The Leicester Mercury is a British regional newspaper for the city of Leicester and the neighbouring counties of Leicestershire and Rutland. The paper began in the 19th century as the Leicester Daily Mercury and later changed to its present title.

Early history
The paper was founded by James Thompson, already proprietor of the Leicester Chronicle which he had merged with the Leicestershire Mercury ten years earlier. The Leicester Daily Mercury would be an evening paper, the first to be published in Leicester, and give extra support to the Liberal Party in the forthcoming general election. The first issue was published on 31 January 1874 from the paper's offices at 3 St Martin's, consisting of four pages of five columns each. The paper had a staff of 25 and a circulation of 5000.

Recent history
Along with the rest of Britain's regional daily press, the Leicester Mercury has struggled in circulation terms over the past two decades. The paper had an average circulation of 69,069 per day in the first half of 2008, down from 73,634 per day the previous year. This represents a year-on-year decline of some 5.7% and a drop of 47% when compared with a sale of 139,357 copies in the equivalent audit period for 1989.

The newspaper is the sixth largest-selling regional title in England. In 2001, after a re-design and relaunch, it was named Regional Newspaper of the Year. In 2006 the paper attempted to reduce costs by ceasing publication of its localised weekday editions for Loughborough, Hinckley, North West Leicestershire, Melton Mowbray and Market Harborough. They have been replaced with two general editions, covering the east and west of Leicestershire respectively. There are however still two editions published daily to cover the city of Leicester itself. The Mercury has retained its reporting staff in each of the market towns, despite substantial editorial staff cuts in other areas – achieved through non-replacement of departing staff. The company also closed its Sports Mercury edition due to declining readership, and the fact ABC rules no longer permitted the paper to include the sport paper's sales within the circulation figure for the main daily editions. In addition, the paper relaunched its Sporting Blue sports newspaper with tête-bêche binding to cover the city's two major sports teams; Leicester City and Leicester Tigers.

From January 2010 to September 2011 the paper also championed its own youth paper: The Leicester WAVE which appeared as a supplement on the last Wednesday of every month. Its content was entirely written by people under the age of 25, often taking unique angles on some of the Mercury's hard hitting stories by illustrating how they would affect young people.
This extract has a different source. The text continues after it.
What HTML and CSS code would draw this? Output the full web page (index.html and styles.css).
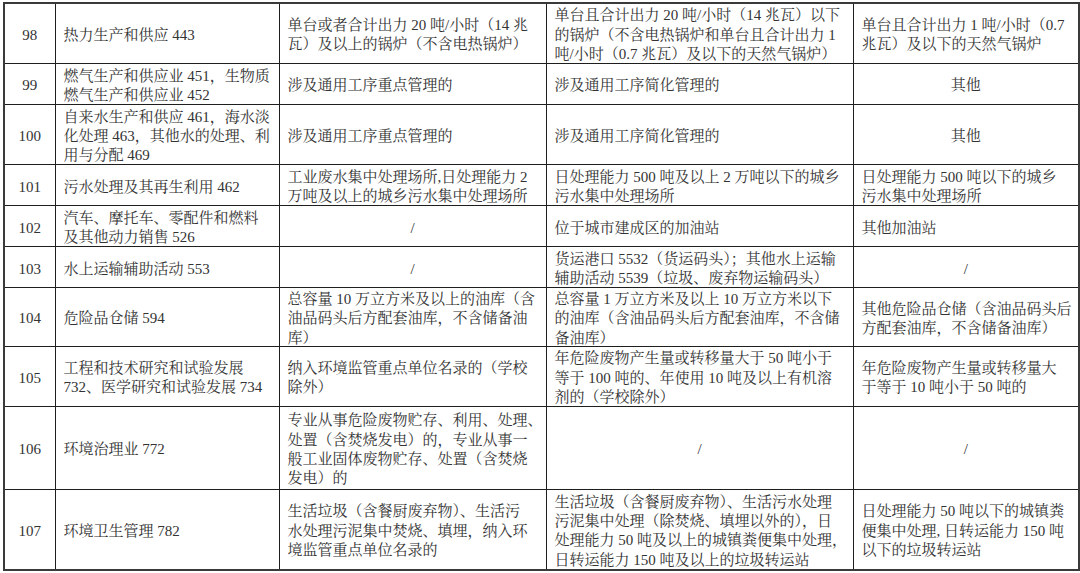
FILE: index.html
```html
<!DOCTYPE html>
<html lang="zh-CN">
<head>
<meta charset="utf-8">
<title>排污许可分类管理名录</title>
<link rel="stylesheet" href="styles.css">
</head>
<body>
<table class="grid">
  <colgroup>
    <col class="c-no">
    <col class="c-ind">
    <col class="c-key">
    <col class="c-simple">
    <col class="c-reg">
  </colgroup>
  <tbody>
    <tr class="r98">
      <td class="num"><span class="ln">98</span></td>
      <td><span class="ln">热力生产和供应 443</span></td>
      <td><span class="ln">单台或者合计出力 20 吨/小时（14 兆</span><span class="ln">瓦）及以上的锅炉（不含电热锅炉）</span></td>
      <td><span class="ln">单台且合计出力 20 吨/小时（14 兆瓦）以下</span><span class="ln">的锅炉（不含电热锅炉和单台且合计出力 1</span><span class="ln">吨/小时（0.7 兆瓦）及以下的天然气锅炉）</span></td>
      <td><span class="ln">单台且合计出力 1 吨/小时（0.7</span><span class="ln">兆瓦）及以下的天然气锅炉</span></td>
    </tr>
    <tr class="r99">
      <td class="num"><span class="ln">99</span></td>
      <td><span class="ln">燃气生产和供应业 451，生物质</span><span class="ln">燃气生产和供应业 452</span></td>
      <td><span class="ln">涉及通用工序重点管理的</span></td>
      <td><span class="ln">涉及通用工序简化管理的</span></td>
      <td class="mid"><span class="ln">其他</span></td>
    </tr>
    <tr class="r100">
      <td class="num"><span class="ln">100</span></td>
      <td><span class="ln">自来水生产和供应 461，海水淡</span><span class="ln">化处理 463，其他水的处理、利</span><span class="ln">用与分配 469</span></td>
      <td><span class="ln">涉及通用工序重点管理的</span></td>
      <td><span class="ln">涉及通用工序简化管理的</span></td>
      <td class="mid"><span class="ln">其他</span></td>
    </tr>
    <tr class="r101">
      <td class="num"><span class="ln">101</span></td>
      <td><span class="ln">污水处理及其再生利用 462</span></td>
      <td><span class="ln">工业废水集中处理场所,日处理能力 2</span><span class="ln">万吨及以上的城乡污水集中处理场所</span></td>
      <td><span class="ln">日处理能力 500 吨及以上 2 万吨以下的城乡</span><span class="ln">污水集中处理场所</span></td>
      <td><span class="ln">日处理能力 500 吨以下的城乡</span><span class="ln">污水集中处理场所</span></td>
    </tr>
    <tr class="r102">
      <td class="num"><span class="ln">102</span></td>
      <td><span class="ln">汽车、摩托车、零配件和燃料</span><span class="ln">及其他动力销售 526</span></td>
      <td class="mid"><span class="ln">/</span></td>
      <td><span class="ln">位于城市建成区的加油站</span></td>
      <td><span class="ln">其他加油站</span></td>
    </tr>
    <tr class="r103">
      <td class="num"><span class="ln">103</span></td>
      <td><span class="ln">水上运输辅助活动 553</span></td>
      <td class="mid"><span class="ln">/</span></td>
      <td><span class="ln">货运港口 5532（货运码头）；其他水上运输</span><span class="ln">辅助活动 5539（垃圾、废弃物运输码头）</span></td>
      <td class="mid"><span class="ln">/</span></td>
    </tr>
    <tr class="r104">
      <td class="num"><span class="ln">104</span></td>
      <td><span class="ln">危险品仓储 594</span></td>
      <td><span class="ln">总容量 10 万立方米及以上的油库（含</span><span class="ln">油品码头后方配套油库，不含储备油</span><span class="ln">库）</span></td>
      <td><span class="ln">总容量 1 万立方米及以上 10 万立方米以下</span><span class="ln">的油库（含油品码头后方配套油库，不含储</span><span class="ln">备油库）</span></td>
      <td><span class="ln">其他危险品仓储（含油品码头后</span><span class="ln">方配套油库，不含储备油库）</span></td>
    </tr>
    <tr class="r105">
      <td class="num"><span class="ln">105</span></td>
      <td><span class="ln">工程和技术研究和试验发展</span><span class="ln">732、医学研究和试验发展 734</span></td>
      <td><span class="ln">纳入环境监管重点单位名录的（学校</span><span class="ln">除外）</span></td>
      <td><span class="ln">年危险废物产生量或转移量大于 50 吨小于</span><span class="ln">等于 100 吨的、年使用 10 吨及以上有机溶</span><span class="ln">剂的（学校除外）</span></td>
      <td><span class="ln">年危险废物产生量或转移量大</span><span class="ln">于等于 10 吨小于 50 吨的</span></td>
    </tr>
    <tr class="r106">
      <td class="num"><span class="ln">106</span></td>
      <td><span class="ln">环境治理业 772</span></td>
      <td><span class="ln">专业从事危险废物贮存、利用、处理、</span><span class="ln">处置（含焚烧发电）的，专业从事一</span><span class="ln">般工业固体废物贮存、处置（含焚烧</span><span class="ln">发电）的</span></td>
      <td class="mid"><span class="ln">/</span></td>
      <td class="mid"><span class="ln">/</span></td>
    </tr>
    <tr class="r107">
      <td class="num"><span class="ln">107</span></td>
      <td><span class="ln">环境卫生管理 782</span></td>
      <td><span class="ln">生活垃圾（含餐厨废弃物）、生活污</span><span class="ln">水处理污泥集中焚烧、填埋，纳入环</span><span class="ln">境监管重点单位名录的</span></td>
      <td><span class="ln">生活垃圾（含餐厨废弃物）、生活污水处理</span><span class="ln">污泥集中处理（除焚烧、填埋以外的），日</span><span class="ln">处理能力 50 吨及以上的城镇粪便集中处理，</span><span class="ln">日转运能力 150 吨及以上的垃圾转运站</span></td>
      <td><span class="ln">日处理能力 50 吨以下的城镇粪</span><span class="ln">便集中处理, 日转运能力 150 吨</span><span class="ln">以下的垃圾转运站</span></td>
    </tr>
  </tbody>
</table>
</body>
</html>
```

FILE: styles.css
```css
html, body {
  margin: 0;
  padding: 0;
  background: #ffffff;
}

body {
  font-family: "Liberation Serif", "Noto Serif CJK SC", "Noto Sans CJK SC", serif;
  font-size: 15px;
  line-height: 19.3px;
  color: #333333;
}

.grid {
  margin: 2px 0 0 3px;
  width: 1075px;
  table-layout: fixed;
  border-collapse: collapse;
  border: 2px solid #3a3a3a;
}

.c-no { width: 51px; }
.c-ind { width: 224px; }
.c-key { width: 267px; }
.c-simple { width: 307px; }
.c-reg { width: 226px; }

.grid td {
  border: 1px solid #1e1e1e;
  padding: 0 6px 0 8px;
  vertical-align: middle;
  text-align: left;
  white-space: nowrap;
}

.grid td.num,
.grid td.mid {
  text-align: center;
  padding: 0;
}

/* each printed line keeps a fixed pitch; the taller line-height
   lowers the glyphs a little, as in the scanned document */
.ln {
  display: block;
  height: 19.3px;
  line-height: 23px;
}

.r98 { height: 60px; }
.r99 { height: 41.6px; }
.r100 { height: 60px; }
.r101 { height: 41.4px; }
.r102 { height: 41px; }
.r103 { height: 40.5px; }
.r104 { height: 58.7px; }
.r105 { height: 60px; }
.r106 { height: 83.3px; }
.r107 { height: 80px; }
```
During 2011 it was edited by Sam Newton.

Since June 2016 the paper has been edited by George Oliver, who took over the editorship following the resignation of Kevin Booth for personal reasons earlier in the year.
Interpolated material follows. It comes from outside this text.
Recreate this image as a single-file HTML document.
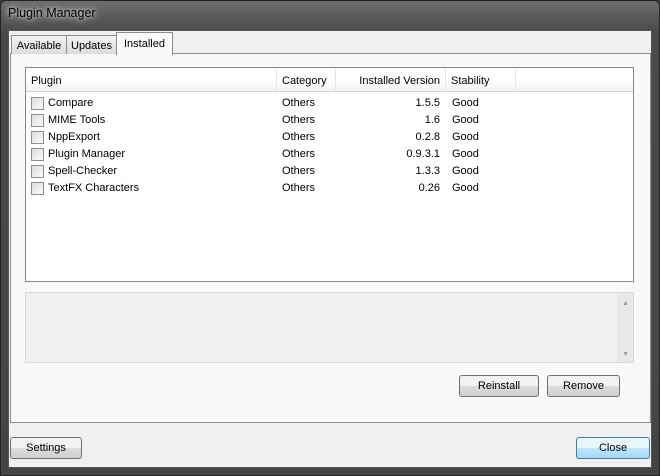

The newspaper's headquarters underwent a complete external transformation, at a reported cost of £12.5m, and has now reopened to the general public. The new-look building is in keeping with the city's plans for an "office core" close to the Mercury'''s head office.  However, in April 2009, some of the back-end production work was moved to a hub in Nottingham which also carries out work for the Nottingham Post and the Derby Telegraph.  However,  about 60 journalists remain in the main Leicester office. In 2016 it was reported that Trinity Mirror had put the third floor of the paper's iconic building up for let and that consequently in 2017 all of the papers journalists would be moved to a new office.   All of the newspaper's reporters remain in Leicester or other Leicestershire towns, as do the sports writers, photographers and feature writers, along with the proofing function.

The offices were moved to New Walk from Mercury Place in March 2017.

In December 2006, it was reported that 79% of the Mercury'''s workforce had voted in favour of National Union of Journalists recognition, the paper being only the second Northcliffe Newspapers chapel to win union representation.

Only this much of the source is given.